格闘技の黒船

久しぶりに古本屋をのぞいてみたら、小島貞二の『力道山以前の力道山たち』があったので迷わず購入。

現在まで通じる日本のプロレス史について語る場合は、力道山が相撲を廃業した昭和25年からはじまるのがふつうですが、異種格闘技戦はそれ以前からあり、大正十年にアド・サンテルが来日して講道館に挑戦したのはよく知られています。


http://okigura.lolipop.jp/jj/jj/kakutou/kakutop.htm


しかし、さらにさかのぼると、ペリー提督が二度目に来航し、日米和親条約を結んだ嘉永七年(1854年)に、米兵が力士に挑戦した相撲vsレスリング・ボクシングの他流試合の記録があります。


1854年2月26日。


三十人の力士団が横浜にやってきて、ペリー一行との接見式に臨みました。


彼らはまず、幕府がペリーに贈った白米200俵を浜辺から船に積み込んでみせます。

ここで、一俵を手玉に取りながら運んだり、二俵を両脇にかつぎ一俵を口にくわえて運んだりと思い思いのデモンストレーションを行い、中でも、白真弓肥太右衛門なる若手力士は、一人で八俵を運んでみせたというからすごいです。


米俵一つで十九貫、71.25kgありますから、八俵だと570kgあることになります。

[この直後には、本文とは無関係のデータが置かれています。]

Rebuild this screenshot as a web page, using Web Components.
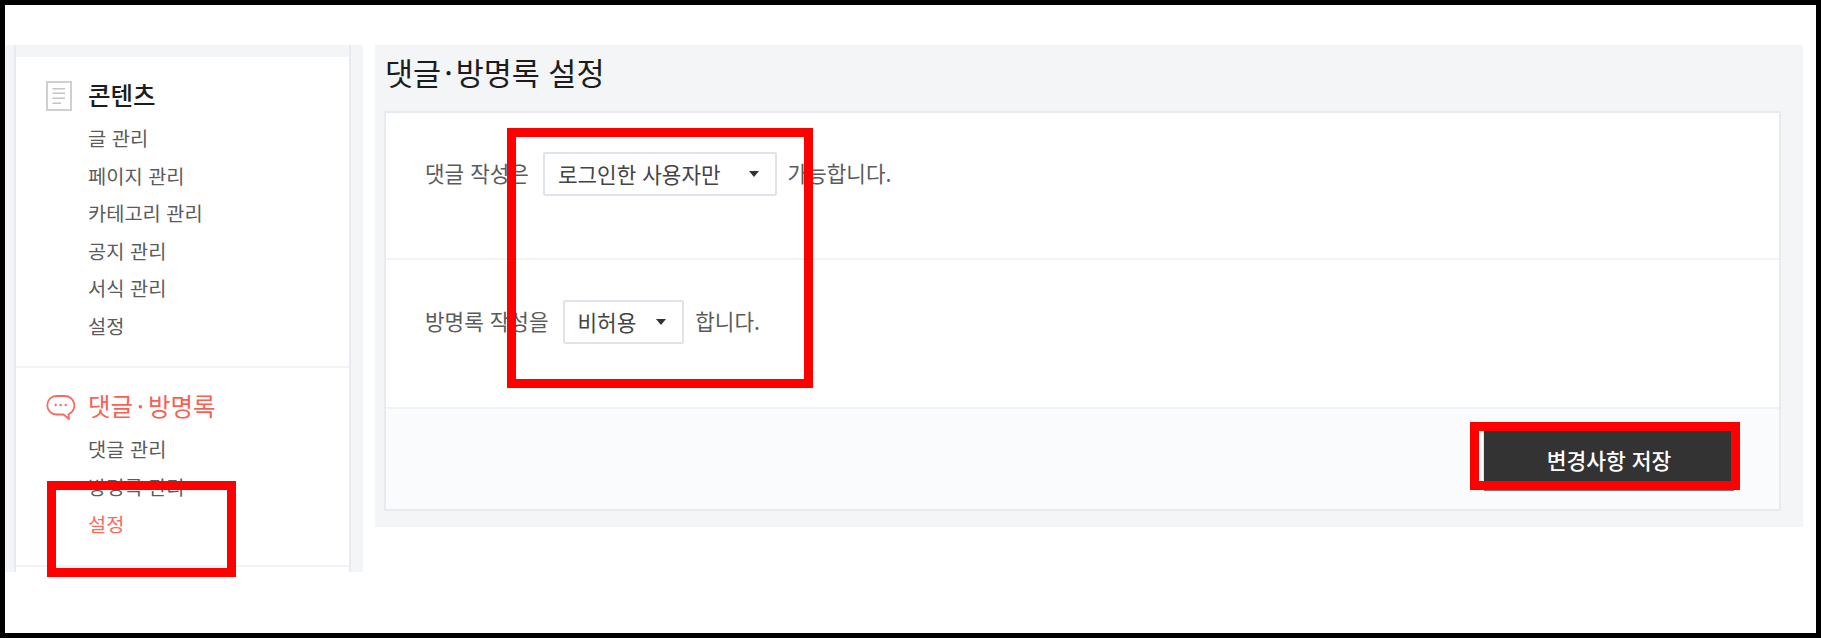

日本パワーリフティング協会のHPによると、スクワットの日本記録が435kgなので、これをはるかに上回ることになるわけですね。かなり眉唾物と言わざるを得ないですが、まぁとにかく当時の記録にはそう書いてあります。


んで、米俵運びに続いて稽古相撲を見せ、その激しさでペリーの度肝を抜き、血気盛んな水兵たちの闘志を煽りました。


「チャンピオンに挑戦したい」という兵士たちに、東の大関小柳常吉と、先ほど八俵を運んだ白真弓が受けて立ち、15〜6人が二人にぶつかっていきましたが、相撲ルールでやったのだからお話になりません。ただし、白真弓はパンチを受けて鼻血を出し、呼吸がかなり苦しかったそうです。


ひととおり終わったところで、とくに腕に覚えのある三人の水兵が、大関に再度、今度は三人がけで挑みましたがこれも手もなくひねられ、結果は米軍の完敗。


海軍士官のレイモンドが、通訳を介して小柳に「何を食べ、どんなトレーニングをしているのか」と質問しましたが、その答えもふるっています。

「日本のうまい米と、うまい酒のせいだよ。稽古はいつも死ぬ覚悟でやっている。死ぬまでやるんだと、そう答えておくんなさい」



なるほど、当時からかわいがりの伝統が生きていたんですねぇ。